#### Requirements:
Work out how many lines include "components" and answer with that number only.

== Stored rows

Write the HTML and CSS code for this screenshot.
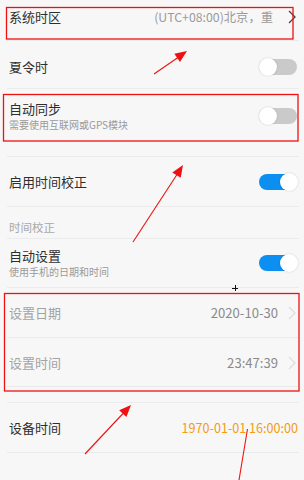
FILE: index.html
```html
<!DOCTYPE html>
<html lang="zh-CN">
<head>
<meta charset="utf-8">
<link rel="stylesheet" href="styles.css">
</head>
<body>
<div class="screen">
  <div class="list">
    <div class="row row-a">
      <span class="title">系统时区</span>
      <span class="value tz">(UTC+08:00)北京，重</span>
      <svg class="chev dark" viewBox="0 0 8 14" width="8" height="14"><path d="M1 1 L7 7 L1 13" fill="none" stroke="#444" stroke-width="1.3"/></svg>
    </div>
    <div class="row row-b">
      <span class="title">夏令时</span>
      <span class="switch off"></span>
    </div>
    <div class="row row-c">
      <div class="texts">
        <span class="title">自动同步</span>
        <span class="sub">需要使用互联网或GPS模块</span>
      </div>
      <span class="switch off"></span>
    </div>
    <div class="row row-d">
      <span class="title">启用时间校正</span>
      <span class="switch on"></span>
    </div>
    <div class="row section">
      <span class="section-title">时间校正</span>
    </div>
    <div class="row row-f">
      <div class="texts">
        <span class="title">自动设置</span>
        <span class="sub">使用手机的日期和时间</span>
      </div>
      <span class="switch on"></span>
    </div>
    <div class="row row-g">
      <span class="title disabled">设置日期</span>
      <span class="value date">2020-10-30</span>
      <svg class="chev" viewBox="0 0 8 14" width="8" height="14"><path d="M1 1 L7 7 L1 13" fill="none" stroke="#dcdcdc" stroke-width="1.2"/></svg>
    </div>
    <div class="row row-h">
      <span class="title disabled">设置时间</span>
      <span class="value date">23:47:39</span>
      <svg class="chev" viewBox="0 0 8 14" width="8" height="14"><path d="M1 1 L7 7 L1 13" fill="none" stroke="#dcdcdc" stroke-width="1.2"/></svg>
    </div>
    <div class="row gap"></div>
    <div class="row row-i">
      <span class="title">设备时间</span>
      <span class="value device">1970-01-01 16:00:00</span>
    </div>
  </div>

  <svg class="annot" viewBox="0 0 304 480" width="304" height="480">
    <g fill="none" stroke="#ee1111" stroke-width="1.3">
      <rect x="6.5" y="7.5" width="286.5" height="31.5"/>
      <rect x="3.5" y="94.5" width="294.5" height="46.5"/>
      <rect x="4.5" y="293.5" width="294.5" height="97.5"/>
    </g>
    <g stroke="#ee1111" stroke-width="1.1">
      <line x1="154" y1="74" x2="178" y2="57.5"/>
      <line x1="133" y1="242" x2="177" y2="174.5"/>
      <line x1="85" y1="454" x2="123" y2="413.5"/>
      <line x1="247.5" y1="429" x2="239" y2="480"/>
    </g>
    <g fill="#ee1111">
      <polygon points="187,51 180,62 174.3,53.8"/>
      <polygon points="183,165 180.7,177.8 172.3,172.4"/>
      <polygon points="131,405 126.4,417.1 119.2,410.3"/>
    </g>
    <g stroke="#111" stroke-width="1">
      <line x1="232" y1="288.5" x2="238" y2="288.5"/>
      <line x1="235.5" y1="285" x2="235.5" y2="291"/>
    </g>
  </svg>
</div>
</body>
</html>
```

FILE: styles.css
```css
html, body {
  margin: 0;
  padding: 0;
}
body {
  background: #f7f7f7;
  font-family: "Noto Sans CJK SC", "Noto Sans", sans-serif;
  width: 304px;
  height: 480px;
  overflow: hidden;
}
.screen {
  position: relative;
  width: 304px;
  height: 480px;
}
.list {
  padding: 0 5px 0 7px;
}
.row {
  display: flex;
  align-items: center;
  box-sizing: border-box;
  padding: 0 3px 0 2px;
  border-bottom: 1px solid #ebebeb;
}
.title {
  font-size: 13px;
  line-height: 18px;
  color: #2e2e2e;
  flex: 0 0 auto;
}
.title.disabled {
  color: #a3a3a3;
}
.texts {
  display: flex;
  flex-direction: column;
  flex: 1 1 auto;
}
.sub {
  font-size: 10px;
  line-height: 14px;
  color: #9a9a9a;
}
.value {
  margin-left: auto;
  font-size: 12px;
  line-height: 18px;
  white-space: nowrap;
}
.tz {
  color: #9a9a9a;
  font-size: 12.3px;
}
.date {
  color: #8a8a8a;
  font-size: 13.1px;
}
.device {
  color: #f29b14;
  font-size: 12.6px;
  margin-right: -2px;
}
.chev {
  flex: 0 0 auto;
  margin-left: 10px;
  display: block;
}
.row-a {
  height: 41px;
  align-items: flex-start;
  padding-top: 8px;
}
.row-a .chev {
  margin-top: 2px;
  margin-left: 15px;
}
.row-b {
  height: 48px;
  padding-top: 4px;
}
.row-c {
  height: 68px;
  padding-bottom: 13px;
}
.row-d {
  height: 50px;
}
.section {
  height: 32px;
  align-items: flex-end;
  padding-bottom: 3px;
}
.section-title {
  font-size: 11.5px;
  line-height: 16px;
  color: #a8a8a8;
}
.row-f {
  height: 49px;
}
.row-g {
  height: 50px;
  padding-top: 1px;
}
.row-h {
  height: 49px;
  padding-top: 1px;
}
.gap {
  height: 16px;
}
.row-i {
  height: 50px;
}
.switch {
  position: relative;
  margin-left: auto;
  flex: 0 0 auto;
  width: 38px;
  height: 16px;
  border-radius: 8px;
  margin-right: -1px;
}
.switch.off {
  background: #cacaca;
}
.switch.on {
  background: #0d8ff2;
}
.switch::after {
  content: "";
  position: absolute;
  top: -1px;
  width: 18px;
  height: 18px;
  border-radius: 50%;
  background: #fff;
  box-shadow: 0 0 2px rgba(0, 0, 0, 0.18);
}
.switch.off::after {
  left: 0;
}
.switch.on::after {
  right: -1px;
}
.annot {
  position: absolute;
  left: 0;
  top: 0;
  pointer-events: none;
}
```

====
== Stored rows

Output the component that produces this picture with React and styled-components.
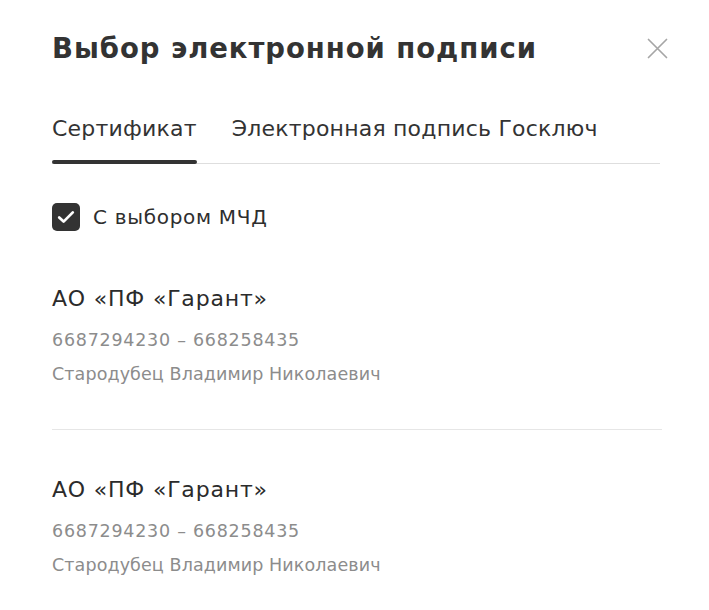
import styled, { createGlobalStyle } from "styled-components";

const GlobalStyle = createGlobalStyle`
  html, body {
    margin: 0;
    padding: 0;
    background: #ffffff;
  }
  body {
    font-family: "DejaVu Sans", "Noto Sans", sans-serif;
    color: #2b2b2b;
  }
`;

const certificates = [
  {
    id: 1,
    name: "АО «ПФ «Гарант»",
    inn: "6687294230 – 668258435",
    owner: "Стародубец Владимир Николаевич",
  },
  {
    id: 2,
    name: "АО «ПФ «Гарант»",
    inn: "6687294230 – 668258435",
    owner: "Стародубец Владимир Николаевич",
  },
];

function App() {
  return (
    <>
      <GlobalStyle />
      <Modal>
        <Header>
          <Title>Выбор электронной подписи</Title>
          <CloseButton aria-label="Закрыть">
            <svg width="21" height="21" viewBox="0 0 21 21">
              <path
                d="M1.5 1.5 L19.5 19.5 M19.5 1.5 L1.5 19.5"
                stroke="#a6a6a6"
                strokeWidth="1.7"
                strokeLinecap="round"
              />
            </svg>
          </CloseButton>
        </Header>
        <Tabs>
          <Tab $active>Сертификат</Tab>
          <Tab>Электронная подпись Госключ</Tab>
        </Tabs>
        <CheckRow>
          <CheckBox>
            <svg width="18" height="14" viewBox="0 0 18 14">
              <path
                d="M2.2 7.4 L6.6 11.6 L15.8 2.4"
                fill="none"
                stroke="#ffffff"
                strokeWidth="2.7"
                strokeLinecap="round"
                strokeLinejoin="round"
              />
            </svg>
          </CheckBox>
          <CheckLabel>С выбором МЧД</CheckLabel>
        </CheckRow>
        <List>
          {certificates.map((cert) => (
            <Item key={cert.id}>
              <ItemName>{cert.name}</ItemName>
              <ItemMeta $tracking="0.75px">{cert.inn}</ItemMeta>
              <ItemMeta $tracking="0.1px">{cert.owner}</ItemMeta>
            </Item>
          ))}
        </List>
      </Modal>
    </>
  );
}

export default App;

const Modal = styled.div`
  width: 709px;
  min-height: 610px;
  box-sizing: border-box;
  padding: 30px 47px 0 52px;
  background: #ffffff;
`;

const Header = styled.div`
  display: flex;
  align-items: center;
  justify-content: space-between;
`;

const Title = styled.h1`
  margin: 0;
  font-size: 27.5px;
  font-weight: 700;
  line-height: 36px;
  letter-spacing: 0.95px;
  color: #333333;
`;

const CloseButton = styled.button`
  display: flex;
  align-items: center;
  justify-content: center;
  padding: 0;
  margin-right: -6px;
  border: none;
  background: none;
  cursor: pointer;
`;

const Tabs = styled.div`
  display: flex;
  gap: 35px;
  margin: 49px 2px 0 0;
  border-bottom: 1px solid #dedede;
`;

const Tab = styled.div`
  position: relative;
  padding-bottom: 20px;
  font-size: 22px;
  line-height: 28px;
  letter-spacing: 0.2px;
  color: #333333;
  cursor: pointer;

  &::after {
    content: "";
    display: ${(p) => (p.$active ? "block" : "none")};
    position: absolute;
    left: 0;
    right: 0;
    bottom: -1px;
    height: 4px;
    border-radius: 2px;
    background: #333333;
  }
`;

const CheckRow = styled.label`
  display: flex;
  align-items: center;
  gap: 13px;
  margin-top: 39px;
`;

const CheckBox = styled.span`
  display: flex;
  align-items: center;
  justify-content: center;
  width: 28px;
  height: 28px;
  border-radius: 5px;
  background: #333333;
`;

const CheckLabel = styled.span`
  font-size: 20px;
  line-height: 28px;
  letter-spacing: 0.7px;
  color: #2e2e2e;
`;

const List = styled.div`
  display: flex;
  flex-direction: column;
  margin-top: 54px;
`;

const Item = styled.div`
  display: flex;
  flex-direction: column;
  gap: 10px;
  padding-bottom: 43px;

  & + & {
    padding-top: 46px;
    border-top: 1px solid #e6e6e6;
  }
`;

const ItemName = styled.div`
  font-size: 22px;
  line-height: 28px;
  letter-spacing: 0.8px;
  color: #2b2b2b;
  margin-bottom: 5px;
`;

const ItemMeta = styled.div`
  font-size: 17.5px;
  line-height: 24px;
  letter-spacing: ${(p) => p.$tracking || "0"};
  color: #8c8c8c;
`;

====

#### Solution to this problem:
2